Met als titel De mooie ontrouw, een toespeling op het Italiaanse gezegde ‘traduttore, traditore’, biedt Bert Decorte ons een rijke verzameling vertaalde gedichten aan (Colibrant, Deurle). Decorte beschikt over een ongemeen talent tot verbale expressie, gepaard met een buitengewoon snelle inleving van diverse taal- en stijlmogelijkheden. Op de meest eclectische manier heeft hij levenslang vertaald, en grotendeels voor zijn plezier. Zijn vertalingen zijn niet altijd correct - daarin schuilt wel eens wat ‘ontrouw’ - maar ze vatten uitstekend de stijlsfeer en ziel van het gedicht. Deze buitengewone meester van de taal - die, tussen haakjes gezegd, in vriendengezelschap ook als sneldichter faam verwierf - spreidt in onderhavige bundel weer al zijn virtuositeit ten toon. Men vindt hier vertalingen van gedichten uit alle tijden en windstreken: van de Griekse Anakreontiekers, Catullus, Vergilius, over Jean de la Fontaine (De Vos en de Raaf!), Heine, Verhaeren, Wilde, tot Apollinaire en tientallen anderen, ook mij onbekende Joegoslavische, Hongaarse, Roemeense, Canadese dichters. Ook volksgedicht en volkslied genieten Decortes belangstelling. Zijn polyvalent taaltalent komt tot uitdrukking in een prachtige Latijnse vertaling van Gezelles Moederke. Wélk een talent!

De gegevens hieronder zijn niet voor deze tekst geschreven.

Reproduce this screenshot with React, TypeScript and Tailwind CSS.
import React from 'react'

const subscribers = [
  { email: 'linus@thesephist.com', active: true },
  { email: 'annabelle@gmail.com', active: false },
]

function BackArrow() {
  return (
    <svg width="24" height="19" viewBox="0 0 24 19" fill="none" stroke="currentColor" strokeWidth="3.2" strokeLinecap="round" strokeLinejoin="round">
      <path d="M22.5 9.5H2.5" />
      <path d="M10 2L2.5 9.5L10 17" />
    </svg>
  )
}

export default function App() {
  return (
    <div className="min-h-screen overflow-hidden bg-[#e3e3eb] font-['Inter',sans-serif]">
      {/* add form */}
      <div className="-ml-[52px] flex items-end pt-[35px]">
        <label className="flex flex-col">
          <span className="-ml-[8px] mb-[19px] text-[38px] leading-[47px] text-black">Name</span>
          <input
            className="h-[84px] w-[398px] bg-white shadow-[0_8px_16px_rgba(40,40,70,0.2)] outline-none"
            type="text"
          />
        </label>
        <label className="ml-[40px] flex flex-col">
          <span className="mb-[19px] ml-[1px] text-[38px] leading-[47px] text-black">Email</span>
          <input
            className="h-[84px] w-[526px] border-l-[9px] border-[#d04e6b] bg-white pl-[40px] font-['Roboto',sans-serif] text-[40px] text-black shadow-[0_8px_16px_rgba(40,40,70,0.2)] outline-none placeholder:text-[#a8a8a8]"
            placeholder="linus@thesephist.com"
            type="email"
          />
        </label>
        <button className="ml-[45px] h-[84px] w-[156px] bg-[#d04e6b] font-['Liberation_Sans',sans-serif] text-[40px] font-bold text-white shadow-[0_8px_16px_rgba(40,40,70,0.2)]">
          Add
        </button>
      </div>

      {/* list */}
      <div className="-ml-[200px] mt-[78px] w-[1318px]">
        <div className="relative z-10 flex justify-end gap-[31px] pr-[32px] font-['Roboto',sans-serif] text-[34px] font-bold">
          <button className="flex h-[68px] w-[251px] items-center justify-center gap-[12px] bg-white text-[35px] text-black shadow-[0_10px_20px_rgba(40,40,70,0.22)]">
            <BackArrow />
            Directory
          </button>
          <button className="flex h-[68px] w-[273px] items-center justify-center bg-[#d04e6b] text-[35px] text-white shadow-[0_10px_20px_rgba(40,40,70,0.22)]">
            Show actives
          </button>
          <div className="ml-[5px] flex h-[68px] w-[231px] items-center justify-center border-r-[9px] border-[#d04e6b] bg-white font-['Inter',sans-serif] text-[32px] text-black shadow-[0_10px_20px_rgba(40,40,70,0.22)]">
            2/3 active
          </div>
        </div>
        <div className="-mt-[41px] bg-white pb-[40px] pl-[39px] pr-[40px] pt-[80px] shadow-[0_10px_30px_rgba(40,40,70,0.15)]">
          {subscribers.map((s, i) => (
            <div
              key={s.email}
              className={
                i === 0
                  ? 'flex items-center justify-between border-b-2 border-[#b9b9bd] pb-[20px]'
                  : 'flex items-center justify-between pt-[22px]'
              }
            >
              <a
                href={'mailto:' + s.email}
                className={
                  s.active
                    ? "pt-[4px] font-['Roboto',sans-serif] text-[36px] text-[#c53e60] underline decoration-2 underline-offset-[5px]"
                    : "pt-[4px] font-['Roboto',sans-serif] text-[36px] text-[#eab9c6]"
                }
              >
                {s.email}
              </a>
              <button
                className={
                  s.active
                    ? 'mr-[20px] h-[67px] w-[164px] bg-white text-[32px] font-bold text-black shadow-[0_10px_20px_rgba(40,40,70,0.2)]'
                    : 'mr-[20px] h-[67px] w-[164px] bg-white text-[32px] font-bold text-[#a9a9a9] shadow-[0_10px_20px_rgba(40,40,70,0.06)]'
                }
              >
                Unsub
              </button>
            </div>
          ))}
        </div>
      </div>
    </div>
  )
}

Slechts met een paar regels vermeld ik de vertaling van De Psalmen uit het Hebreeuws door Dr. Ida Gerhardt en Dr. M. van der Zeyde (Uitg. Emmaüs, Brugge), want het onderwerp is onuitputtelijk. De grootste verdienste van deze vertaling is wel haar poëtische authenticiteit, het sterk ritmisch leven van de teksten.